We gear up and dive in one after the other.

“Stay behind me, all of you,” instructs Ahmed. “Don’t wander off by yourselves, stick with the group.”

Lulu has trouble the moment she jumps overboard.

“I’ve got water in my mask,” she gasps, holding on to me as if for dear life.

Ahmed comes to the rescue. “Once the water’s out, breathe in through your nose and the mask will hug your face,” he says.

Lulu gives a thumbs up and we’re off.

Snorkelling in a Maldivian reef is a thrilling experience, and despite the coral bleaching event a couple of years back, there’s a fair bit of marine life. Several blue surgeonfish wander among the corals, and I spot a triggerfish chasing off a colourful parrotfish. A snapper appears only to disappear swiftly into the blue beyond the slope. Later, Lulu tugs my arm; the guide is pointing at something. He makes the turtle sign and points at a grey expanse of brush coral. I can hardly make it out but then it moves ever so slightly. A green turtle, appearing greyish like the surrounding corals. Lulu gives a thumbs-up again. She’s loving it. As are other members of our group who train their cameras on this lovely reptile.

By the time we board the dhoni, we’re both famished.

“Let’s have lunch first thing,” says Lulu. I agree.

Back on shore, we drop off our snorkelling gear and head to the restaurant. I make a salad with sundried tomatoes, lotus root, asparagus and rocket. Lulu has some pasta. We savour our meals and sip on cool watermelon drinks that our friendly waiter recommended. The staff at Cocoon are particularly genial.

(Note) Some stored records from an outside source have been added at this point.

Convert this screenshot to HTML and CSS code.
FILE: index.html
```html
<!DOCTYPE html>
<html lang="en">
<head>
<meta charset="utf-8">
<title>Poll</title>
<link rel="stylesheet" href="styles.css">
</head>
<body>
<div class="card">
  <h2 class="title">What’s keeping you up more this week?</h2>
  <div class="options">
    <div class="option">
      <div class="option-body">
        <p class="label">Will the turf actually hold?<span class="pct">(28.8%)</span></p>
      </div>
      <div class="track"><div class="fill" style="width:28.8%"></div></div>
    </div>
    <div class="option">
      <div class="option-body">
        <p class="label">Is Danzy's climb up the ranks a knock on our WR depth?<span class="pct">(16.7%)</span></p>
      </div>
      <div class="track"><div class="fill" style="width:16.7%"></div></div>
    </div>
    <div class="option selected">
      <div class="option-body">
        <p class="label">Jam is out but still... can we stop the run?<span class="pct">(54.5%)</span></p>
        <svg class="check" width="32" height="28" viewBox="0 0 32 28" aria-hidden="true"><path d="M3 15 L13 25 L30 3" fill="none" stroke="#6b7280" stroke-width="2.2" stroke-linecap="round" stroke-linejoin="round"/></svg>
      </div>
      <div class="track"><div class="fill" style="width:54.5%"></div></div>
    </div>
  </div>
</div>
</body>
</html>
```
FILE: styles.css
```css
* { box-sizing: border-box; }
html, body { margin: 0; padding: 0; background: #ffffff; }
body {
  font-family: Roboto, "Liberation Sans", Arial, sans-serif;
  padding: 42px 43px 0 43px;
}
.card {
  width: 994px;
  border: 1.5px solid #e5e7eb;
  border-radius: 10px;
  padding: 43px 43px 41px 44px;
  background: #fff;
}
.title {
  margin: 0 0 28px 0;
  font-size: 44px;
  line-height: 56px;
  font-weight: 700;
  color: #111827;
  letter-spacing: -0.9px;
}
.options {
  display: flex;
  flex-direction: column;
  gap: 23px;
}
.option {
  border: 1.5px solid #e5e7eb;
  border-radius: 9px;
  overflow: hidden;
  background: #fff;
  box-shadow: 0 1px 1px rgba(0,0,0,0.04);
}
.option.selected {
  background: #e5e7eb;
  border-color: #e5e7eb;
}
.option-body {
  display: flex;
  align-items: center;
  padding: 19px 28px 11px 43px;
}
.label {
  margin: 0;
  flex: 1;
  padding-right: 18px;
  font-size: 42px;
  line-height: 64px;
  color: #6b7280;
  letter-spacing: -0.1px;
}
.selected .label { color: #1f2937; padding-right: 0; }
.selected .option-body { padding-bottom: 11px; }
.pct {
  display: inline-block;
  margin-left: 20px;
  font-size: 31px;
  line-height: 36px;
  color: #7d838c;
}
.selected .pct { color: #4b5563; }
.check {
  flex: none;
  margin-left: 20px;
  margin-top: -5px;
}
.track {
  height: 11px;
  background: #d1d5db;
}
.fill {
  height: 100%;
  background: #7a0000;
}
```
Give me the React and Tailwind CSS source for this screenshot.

“I’m so glad we went snorkelling,” says Lulu. “I can’t believe we’ll be back in Male’ in two hours.”

“Cocoon has been very kind to us,” I tell her.

“It really has,” she says. “Doing nothing’s great, but it’s good to know you can always call up Falil and get something going.”

“Yeah, I feel almost ready to dive back into the thick of things.”

“Come out of your chrysalis, have you?”

“Almost. I could stay cocooned forever though.”